Mary Livingstone didn't even see Jack's first broadcast. She listened in on the radio. She was first introduced as a New Jersey fan who had written a letter asking Benny for a job as secretary. Her first big laugh line came when Jack asked her whether he might take her home and she retorted that Dick (later Hotcha) Gardiner, one of the orchestra men, was taking her.
Ethel encouraged and coached Mary a lot. George and Ethel were working for NBC at the time and when the sponsor moved to CBS after 26 weeks because he found a better spot they were forced to drop out. Mary then took over the leading feminine part and Ted Weems was engaged to do the music.

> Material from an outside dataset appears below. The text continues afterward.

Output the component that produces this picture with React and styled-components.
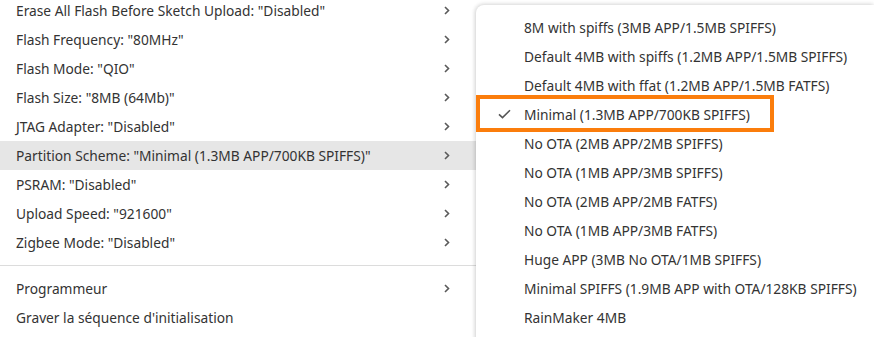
import React from "react";
import styled, { createGlobalStyle } from "styled-components";

const GlobalStyle = createGlobalStyle`
  html, body { margin: 0; padding: 0; background: #ffffff; overflow: hidden; }
  body { font-family: "Noto Sans", "Open Sans", sans-serif; font-size: 13.75px; color: #333333; }
`;

const Screen = styled.div`
  display: flex;
  align-items: flex-start;
  width: 874px;
  height: 337px;
  overflow: hidden;
  background: #ffffff;
`;

const MainMenu = styled.div`
  flex: 0 0 476px;
  margin-top: -4px;
  display: flex;
  flex-direction: column;
  background: #ffffff;
`;

const MenuRow = styled.div`
  height: 29px;
  display: flex;
  align-items: center;
  justify-content: space-between;
  padding: 0 26px 0 16px;
  white-space: nowrap;
  background: ${(p) => (p.$active ? "#e6e6e6" : "transparent")};
`;

const Separator = styled.div`
  height: 1px;
  margin: 8px 0;
  background: #dcdcdc;
`;

const Chevron = styled.svg`
  width: 6px;
  height: 9px;
  flex: none;
`;

const SubMenu = styled.div`
  flex: 1;
  margin-top: 5px;
  height: 360px;
  padding-top: 7.5px;
  display: flex;
  flex-direction: column;
  background: #ffffff;
  border-top-left-radius: 8px;
  box-shadow: -1px 0 4px rgba(0, 0, 0, 0.14), 0 -1px 5px rgba(0, 0, 0, 0.08);
`;

const SubRow = styled.div`
  position: relative;
  height: 29px;
  display: flex;
  align-items: center;
  white-space: nowrap;
`;

const CheckSlot = styled.div`
  width: 48px;
  flex: none;
  box-sizing: border-box;
  display: flex;
  justify-content: flex-start;
  padding-left: 22px;
`;

const Highlight = styled.div`
  position: absolute;
  left: 0;
  top: -4.5px;
  width: 298px;
  height: 37px;
  box-sizing: border-box;
  border: 4px solid #fb7d0c;
  pointer-events: none;
`;

const ChevronIcon = () => (
  <Chevron viewBox="0 0 6 9">
    <polyline points="1,1 4.5,4.5 1,8" fill="none" stroke="#5a5a5a" strokeWidth="1.6" />
  </Chevron>
);

const CheckIcon = () => (
  <svg width="13" height="10" viewBox="0 0 13 10">
    <polyline points="1,5.3 4.5,8.6 12,1.2" fill="none" stroke="#555" strokeWidth="1.6" />
  </svg>
);

const mainItems = [
  'Erase All Flash Before Sketch Upload: "Disabled"',
  'Flash Frequency: "80MHz"',
  'Flash Mode: "QIO"',
  'Flash Size: "8MB (64Mb)"',
  'JTAG Adapter: "Disabled"',
  'Partition Scheme: "Minimal (1.3MB APP/700KB SPIFFS)"',
  'PSRAM: "Disabled"',
  'Upload Speed: "921600"',
  'Zigbee Mode: "Disabled"',
];

const subItems = [
  "8M with spiffs (3MB APP/1.5MB SPIFFS)",
  "Default 4MB with spiffs (1.2MB APP/1.5MB SPIFFS)",
  "Default 4MB with ffat (1.2MB APP/1.5MB FATFS)",
  "Minimal (1.3MB APP/700KB SPIFFS)",
  "No OTA (2MB APP/2MB SPIFFS)",
  "No OTA (1MB APP/3MB SPIFFS)",
  "No OTA (2MB APP/2MB FATFS)",
  "No OTA (1MB APP/3MB FATFS)",
  "Huge APP (3MB No OTA/1MB SPIFFS)",
  "Minimal SPIFFS (1.9MB APP with OTA/128KB SPIFFS)",
  "RainMaker 4MB",
];

export default function App() {
  return (
    <>
      <GlobalStyle />
      <Screen>
        <MainMenu>
          {mainItems.map((t, i) => (
            <MenuRow key={t} $active={i === 5}>
              <span>{t}</span>
              <ChevronIcon />
            </MenuRow>
          ))}
          <Separator />
          <MenuRow>
            <span>Programmeur</span>
            <ChevronIcon />
          </MenuRow>
          <MenuRow>
            <span>Graver la séquence d'initialisation</span>
          </MenuRow>
        </MainMenu>
        <SubMenu>
          {subItems.map((t, i) => (
            <SubRow key={t}>
              <CheckSlot>{i === 3 && <CheckIcon />}</CheckSlot>
              <span>{t}</span>
              {i === 3 && <Highlight />}
            </SubRow>
          ))}
        </SubMenu>
      </Screen>
    </>
  );
}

For his first series Benny got $1,250 for two programs a week. Now he is reported getting $7,000 for one program a week. His band masters after the two mentioned above: Frank Black, Don Bestor, Jimmy Grier, and Johnny Green. Other soloists: Andrea Marsh, James Melton, Frank Parker, Michael Bartlett, and Kenny Baker.
It’s a shame so few programmes from 1935 are around to be heard. Fans have to satisfy themselves with reading the scripts, all of which are intact, and re-printed by the fine folks at BearManor Media. Editor Kathy Fuller-Seeley, about as knowledgeable as anyone about this period of Benny’s show, provides valuable insight and context.